AutoGluon enables easy-to-use and easy-to-extend AutoML with a focus on deep learning and real-world applications spanning image, text, or tabular data. Intended for both ML beginners and experts, AutoGluon enables you to:


  • Quickly prototype deep learning solutions for your data with few lines of code.
  • Leverage automatic hyperparameter tuning, model selection/architecture search, and data processing.
  • Automatically utilize state-of-the-art deep learning techniques without expert knowledge.
  • Easily improve existing bespoke models and data pipelines, or customize AutoGluon for your use-case.


AutoGluon automated machine learning tasks enabling you to easily achieve strong predictive performance in your applications. With just a few lines of code,


you can train and deploy high-accuracy deep learning models on tabular, image, and text data.


It’s a complete package, it automates everything from data-preprocessing to prediction.


Compatibilities


AutoGluon requires Python version 3.6 or 3.7. Linux is the only operating system fully supported for now (complete Mac OSX and Windows versions will be available soon).


Installation


Considering you already have pip, installing AutoGluon involves two lines of code:

python3 -m pip install -U –pre “mxnet>=1.7.0b20200713, <2.0.0” -f https://sxjscience.github.io/KDD2020/
python3 -m pip install autogluon


For installation in MacOS please go through the official document.


So now let’s get to the fun part.


2. Importing the packages


AutoGluon provides automation for the following task:

  • Tabular Prediction (Classification and Regression)
  • Image Classification 
  • Object Detection
  • Text Prediction


And for each task, we need to import different packages.


First, we will have to import the autogluon library,

import autogluon as ag


For we are interested in Tabular Prediction, so we will import the following library:

from autogluon import TabularPrediction as task


Other libraries to be imported:

from sklearn.model_selection import train_test_split


3. Using AutoGluon to make predictions

Step 1: Getting the data and splitting it into train, test


Same as GAMA, we need to manually import the data and split it into train and test sets.

train,test = train_test_split(data, test_size=0.3)

Step 2: Create a AutoGluon Dataset Object and fit the training data

train_data = task.Dataset()
predictor = task.fit(train_data=train, label=’TenYearCHD’, eval_metric=”accuracy”)


Note that here we need to specify the label which we want to predict as an argument.


After running this code, the information we get is:

  • Number of rows and columns of the training data
  • The task which is predicted by AutoGluon (Binary or Multiclass Classification in our case).
  • Classes which are to be predicted. (1 or 0 in our case) 
  • List of different ML Algorithms that are being tested.
  • Total Runtime


Note: One thing I like about AutoGluon is that, if the predicted task is wrong, then we can explicitly specify the task as ‘problem_type’ argument in fit().
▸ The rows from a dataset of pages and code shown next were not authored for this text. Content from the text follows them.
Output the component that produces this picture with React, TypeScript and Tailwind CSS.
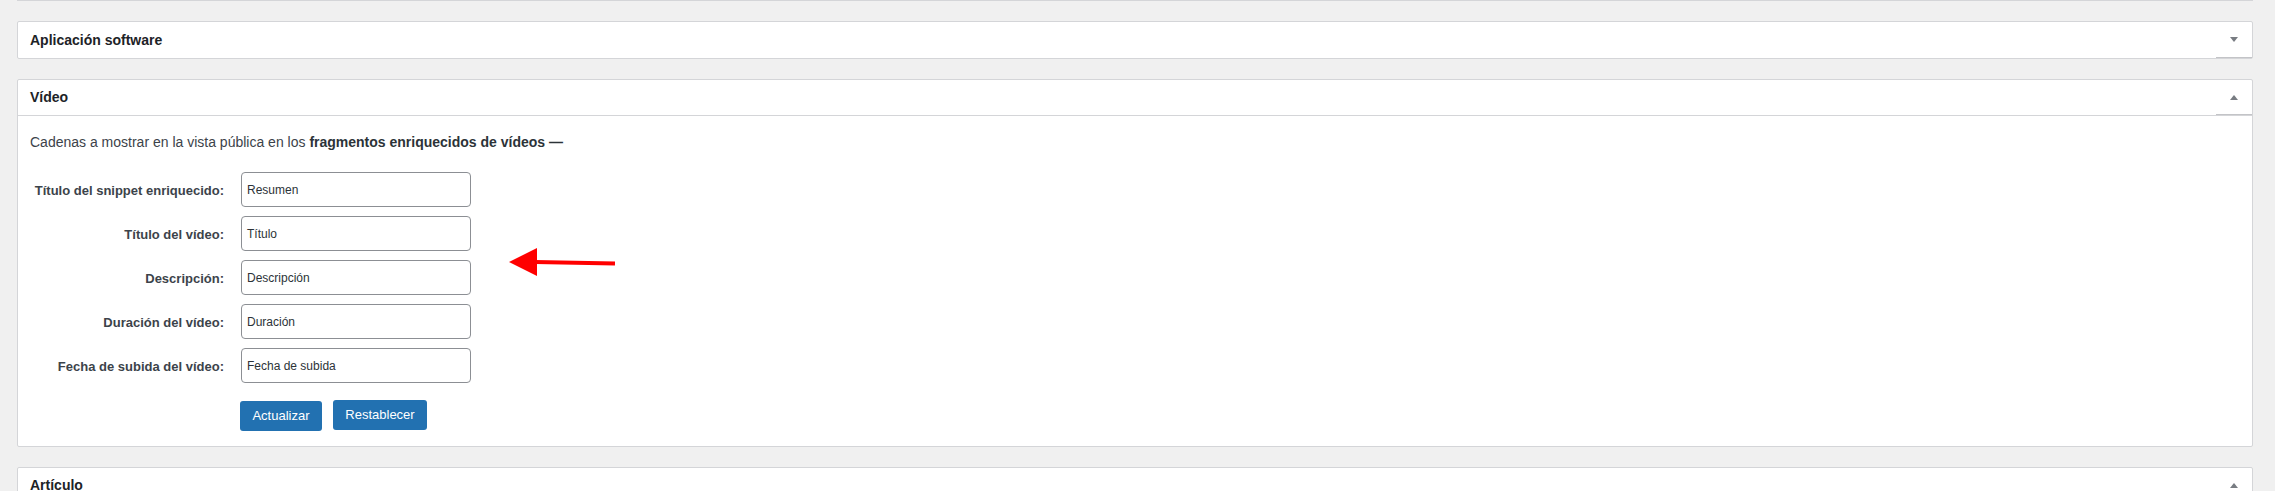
import React from 'react';

const fields = [
  { label: 'Título del snippet enriquecido:', value: 'Resumen' },
  { label: 'Título del vídeo:', value: 'Título' },
  { label: 'Descripción:', value: 'Descripción' },
  { label: 'Duración del vídeo:', value: 'Duración' },
  { label: 'Fecha de subida del vídeo:', value: 'Fecha de subida' },
];

function Toggle({ open }: { open: boolean }) {
  return (
    <div className="w-[36px] h-full flex items-center justify-center border-b border-[#c3c4c7]">
      <svg width="8" height="5" viewBox="0 0 8 5" className="text-[#787c82]">
        {open ? (
          <polygon points="0,5 4,0 8,5" fill="currentColor" />
        ) : (
          <polygon points="0,0 8,0 4,5" fill="currentColor" />
        )}
      </svg>
    </div>
  );
}

function Panel({ title, open, children }: { title: string; open: boolean; children?: React.ReactNode }) {
  return (
    <div className="bg-white border border-[#d4d5d8] rounded-[2px] mb-[20px]">
      <div className={`flex items-stretch h-[36px] ${open ? 'border-b border-[#d4d5d8]' : ''}`}>
        <h2 className="flex-1 flex items-center pl-[12px] text-[14px] font-bold text-[#1d2327]">{title}</h2>
        <Toggle open={open} />
      </div>
      {children}
    </div>
  );
}

export default function App() {
  return (
    <div className="relative h-screen overflow-hidden bg-[#f0f0f0] pl-[17px] pr-[22px] font-['Liberation_Sans',Arial,sans-serif]">
      {/* bottom edge of the box above */}
      <div className="border-b border-[#d4d5d8] mb-[20px]" />

      <Panel title="Aplicación software" open={false} />

      <Panel title="Vídeo" open>
        <div className="px-[12px] pt-[16px] pb-[15px]">
          <p className="text-[14px] leading-[20px] text-[#3c434a]">
            Cadenas a mostrar en la vista pública en los <strong className="font-bold text-[#2c3338]">fragmentos enriquecidos de vídeos —</strong>
          </p>

          <div className="mt-[20px] flex flex-col gap-[9px]">
            {fields.map((f) => (
              <div key={f.label} className="flex items-center">
                <label className="w-[194px] pt-[2px] text-right text-[13px] font-bold text-[#3c434a]">{f.label}</label>
                <div className="ml-[17px] w-[230px] h-[35px] flex items-center px-[5px] border border-[#8c8f94] rounded-[4px] text-[12px] text-[#2c3338]">
                  {f.value}
                </div>
              </div>
            ))}
          </div>

          <div className="mt-[17px] ml-[210px] flex items-start gap-[11px]">
            <button className="mt-[1px] h-[30px] w-[82px] rounded-[3px] bg-[#2271b1] text-[13px] text-white">Actualizar</button>
            <button className="h-[30px] w-[94px] rounded-[3px] bg-[#2271b1] text-[13px] text-white">Restablecer</button>
          </div>
        </div>
      </Panel>

      <Panel title="Artículo" open />

      {/* red annotation arrow */}
      <svg className="absolute left-[505px] top-[244px]" width="115" height="36" viewBox="0 0 115 36">
        <line x1="30" y1="18" x2="110" y2="19.5" stroke="#ff0000" strokeWidth="4" />
        <polygon points="4,18 32,4 32,32" fill="#ff0000" />
      </svg>
    </div>
  );
}
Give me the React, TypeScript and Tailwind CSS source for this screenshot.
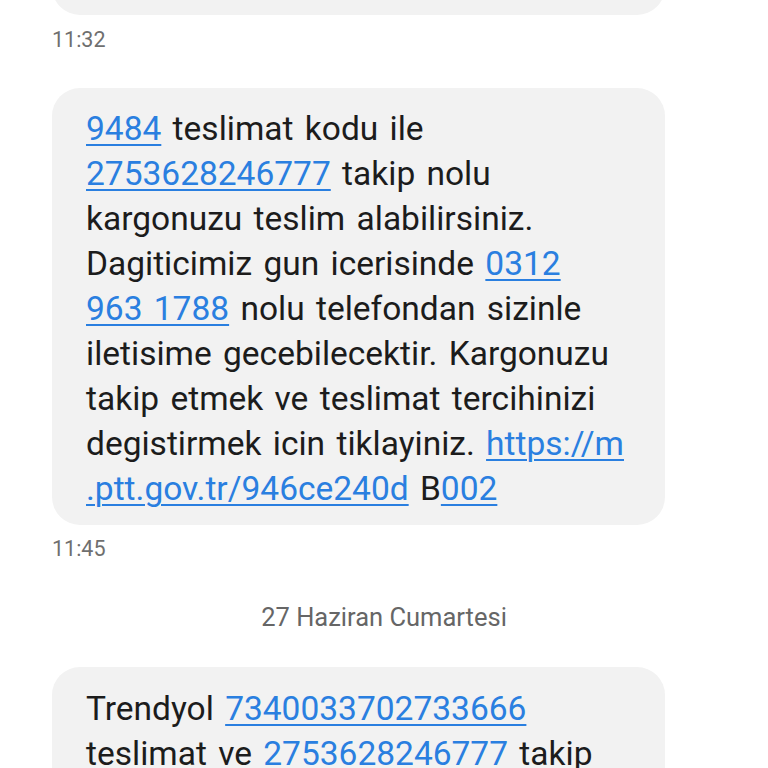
import React from 'react'

const L = ({ children }: { children: React.ReactNode }) => (
  <span className="text-[#2a7fe0] underline decoration-[1.5px] underline-offset-[4px]">{children}</span>
)

function Bubble({ children, className = '' }: { children: React.ReactNode; className?: string }) {
  return (
    <div className={`mx-[52px] w-[613px] rounded-[28px] bg-[#f2f2f2] pl-[34px] pr-[30px] text-[33.5px] leading-[45px] text-[#1c1c1c] whitespace-nowrap [word-spacing:3px] ${className}`}>
      {children}
    </div>
  )
}

export default function App() {
  return (
    <div className="h-[768px] w-[768px] overflow-hidden bg-white font-['Roboto',sans-serif]">
      {/* previous message (cut off) */}
      <Bubble className="-mt-[60px] h-[75px]">{null}</Bubble>
      <div className="ml-[52px] mt-[15px] text-[21.5px] leading-[20px] text-[#6f6f6f]">11:32</div>

      <Bubble className="mt-[38px] pt-[18px] pb-[14px]">
        <L>9484</L> teslimat kodu ile
        <br />
        <L>2753628246777</L> takip nolu
        <br />
        kargonuzu teslim alabilirsiniz.
        <br />
        Dagiticimiz gun icerisinde <L>0312</L>
        <br />
        <L>963 1788</L> nolu telefondan sizinle
        <br />
        iletisime gecebilecektir. Kargonuzu
        <br />
        takip etmek ve teslimat tercihinizi
        <br />
        degistirmek icin tiklayiniz. <L>https://m</L>
        <br />
        <L>.ptt.gov.tr/946ce240d</L> B<L>002</L>
      </Bubble>
      <div className="ml-[52px] mt-[14px] text-[21.5px] leading-[20px] text-[#6f6f6f]">11:45</div>

      <div className="mt-[46px] text-center text-[25.5px] leading-[24px] text-[#666666]">27 Haziran Cumartesi</div>

      <Bubble className="mt-[38px] pt-[19px] pb-[15px]">
        Trendyol <L>7340033702733666</L>
        <br />
        teslimat ve <L>2753628246777</L> takip
        <br />
        nolu kargonuzu teslim alabilirsiniz.
      </Bubble>
    </div>
  )
}
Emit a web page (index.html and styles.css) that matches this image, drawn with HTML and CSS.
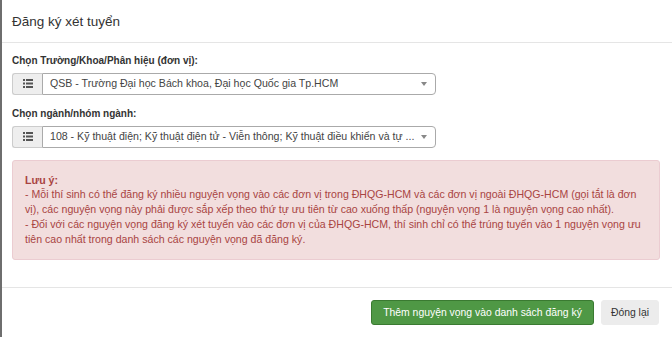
FILE: index.html
```html
<!DOCTYPE html>
<html lang="vi">

<head>
    <meta charset="UTF-8">
    <meta name="viewport" content="width=device-width, initial-scale=1.0">
    <title>Đăng ký xét tuyển</title>
    <link rel="stylesheet" href="styles.css">
</head>

<body>
    <div class="modal">
        <div class="modal-header">
            <h4 class="modal-title">Đăng ký xét tuyển</h4>
        </div>
        <div class="modal-body">
            <div class="form-group">
                <label>Chọn Trường/Khoa/Phân hiệu (đơn vị):</label>
                <div class="input-group">
                    <span class="addon">
                        <svg width="10" height="9" viewBox="0 0 10 9"><rect x="0" y="0" width="2" height="2"/><rect x="3" y="0" width="7" height="2"/><rect x="0" y="3.5" width="2" height="2"/><rect x="3" y="3.5" width="7" height="2"/><rect x="0" y="7" width="2" height="2"/><rect x="3" y="7" width="7" height="2"/></svg>
                    </span>
                    <div class="select">
                        <span class="select-text">QSB - Trường Đại học Bách khoa, Đại học Quốc gia Tp.HCM</span>
                        <span class="caret"></span>
                    </div>
                </div>
            </div>
            <div class="form-group">
                <label>Chọn ngành/nhóm ngành:</label>
                <div class="input-group">
                    <span class="addon">
                        <svg width="10" height="9" viewBox="0 0 10 9"><rect x="0" y="0" width="2" height="2"/><rect x="3" y="0" width="7" height="2"/><rect x="0" y="3.5" width="2" height="2"/><rect x="3" y="3.5" width="7" height="2"/><rect x="0" y="7" width="2" height="2"/><rect x="3" y="7" width="7" height="2"/></svg>
                    </span>
                    <div class="select">
                        <span class="select-text">108 - Kỹ thuật điện; Kỹ thuật điện tử - Viễn thông; Kỹ thuật điều khiển và tự ...</span>
                        <span class="caret"></span>
                    </div>
                </div>
            </div>
            <div class="alert">
                <strong>Lưu ý:</strong><br>
                - Mỗi thí sinh có thể đăng ký nhiều nguyện vọng vào các đơn vị trong ĐHQG-HCM và các đơn vị ngoài ĐHQG-HCM (gọi tắt là đơn vị), các nguyện vọng này phải được sắp xếp theo thứ tự ưu tiên từ cao xuống thấp (nguyện vọng 1 là nguyện vọng cao nhất).<br>
                - Đối với các nguyện vọng đăng ký xét tuyển vào các đơn vị của ĐHQG-HCM, thí sinh chỉ có thể trúng tuyển vào 1 nguyện vọng ưu tiên cao nhất trong danh sách các nguyện vọng đã đăng ký.
            </div>
        </div>
        <div class="modal-footer">
            <button class="btn btn-success">Thêm nguyện vọng vào danh sách đăng ký</button>
            <button class="btn btn-default">Đóng lại</button>
        </div>
    </div>
</body>

</html>
```

FILE: styles.css
```css
* {
    margin: 0;
    padding: 0;
    box-sizing: border-box;
}
body {
    background: #6e6e6e;
    font-family: "Liberation Sans", Arial, sans-serif;
    font-size: 10.6px;
    line-height: 14.8px;
    color: #333;
    height: 337px;
    overflow: hidden;
}
.modal {
    margin-left: 2px;
    background: #fff;
    height: 337px;
}
.modal-header {
    padding: 12px 12px 10px 10px;
    border-bottom: 1px solid #e5e5e5;
}
.modal-title {
    font-size: 13.5px;
    font-weight: normal;
    line-height: 20px;
    color: #333;
}
.modal-body {
    padding: 11px 12px 0 10px;
}
.form-group {
    margin-bottom: 12px;
}
.form-group label {
    display: block;
    font-size: 10px;
    font-weight: bold;
    margin-bottom: 4px;
}
.input-group {
    display: flex;
    width: 424px;
    height: 22px;
}
.addon {
    width: 30px;
    display: flex;
    align-items: center;
    justify-content: center;
    background: #eee;
    border: 1px solid #ccc;
    border-right: 0;
    border-radius: 3px 0 0 3px;
}
.addon svg {
    fill: #555;
}
.select {
    flex: 1;
    display: flex;
    align-items: center;
    border: 1px solid #aaa;
    border-radius: 0 4px 4px 0;
    padding: 0 8px 0 7px;
    color: #444;
    min-width: 0;
}
.select-text {
    flex: 1;
    white-space: nowrap;
    overflow: hidden;
}
.caret {
    width: 0;
    height: 0;
    border-left: 3px solid transparent;
    border-right: 3px solid transparent;
    border-top: 4px solid #888;
    margin-left: 6px;
}
.alert {
    margin-top: 1px;
    background: #f2dede;
    border: 1px solid #ebccd1;
    border-radius: 3px;
    color: #a94442;
    padding: 12px 12px;
}
.modal-footer {
    margin-top: 27px;
    border-top: 1px solid #e5e5e5;
    padding: 12px 13px 0 10px;
    display: flex;
    justify-content: flex-end;
    gap: 7px;
}
.btn {
    font-family: inherit;
    font-size: 10.4px;
    height: 25px;
    padding: 0 11px;
    border-radius: 3px;
    border: 1px solid transparent;
    cursor: pointer;
}
.btn-success {
    background: #4f9845;
    border-color: #3a7a31;
    color: #fff;
}
.btn-default {
    padding: 0 9px;
    background: #ececec;
    border-color: #ececec;
    color: #333;
}
```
You can specify one the following task: [‘binary’, ‘multiclass’, ‘regression’]


Also, make sure your test data does not contain the target variable/label.

Step 3: Prediction


In this step, AutoGluon predicts test data based on the hyper-parameters and the model chosen in the above step.

y_pred = predictor.predict(test_data)


It returns a NumPy array of all the predictions made by the model.

Step 4: Evaluation of the model


It’s time to check out how AutoGluon has predicted in test data with some scores.

perf = predictor.evaluate_predictions(y_true=y_test, y_pred=y_pred, auxiliary_metrics=True)


After running this code, the information we get is:

  • Accuracy of the model
  • Detailed per-class classification report
  • Balanced Accuracy Score, F1, etc.


That’s all we have to do to make predictions using AutoGulon, 


To get the detailed report of the performance of each model tested by AutoGulon,

results = predictor.fit_summary()


And to get the list of leaderboard,

leaderboard = predictor.leaderboard(test_data)

4. Conclusion of AutoGluon


a. AutoGluon also involves just 4 steps to complete the whole AutoML pipeline.


b. The average taken for data preprocessing, hyper-parameter selection and training is 7 mins and 30 sec.


I used Google Colab to run this tool so results vary according to which system you are using.


c. The accuracy achieved in default configuration is 84% to 85%.


d. Ease to understand and implement:


I will give this library a score of 9/10 for ease to understand and implement. This library is very easy to understand and implement and involves very less lines of code. The document provided has a detailed explanation of all the features available in this library. You can also find some blogs which also explains a lot about this library.


5. Pros and Cons of AutoGluon


The pros are

  • Automatic task identification i.e. Binary, Multi Classification, or Regression.
  • Minimal lines of code to implement complete Automated Machine Learning.
  • Neural Network is also included while searching for the best model.
  • We have the liberty to specify the task if the task which is predicted is wrong.
  • Achieves accuracy similar to other famous tools.
  • Includes deep learning automation tasks like Image Classification or Object Detection.
  • Includes Automated Neural Architecture Search.
  • Also supports auto model selection in PyTorch.


The cons are

  • Bit slower as compared to other tools.
  • Advanced topics like Custom AutoGluon, Neural Network Search are difficult to understand.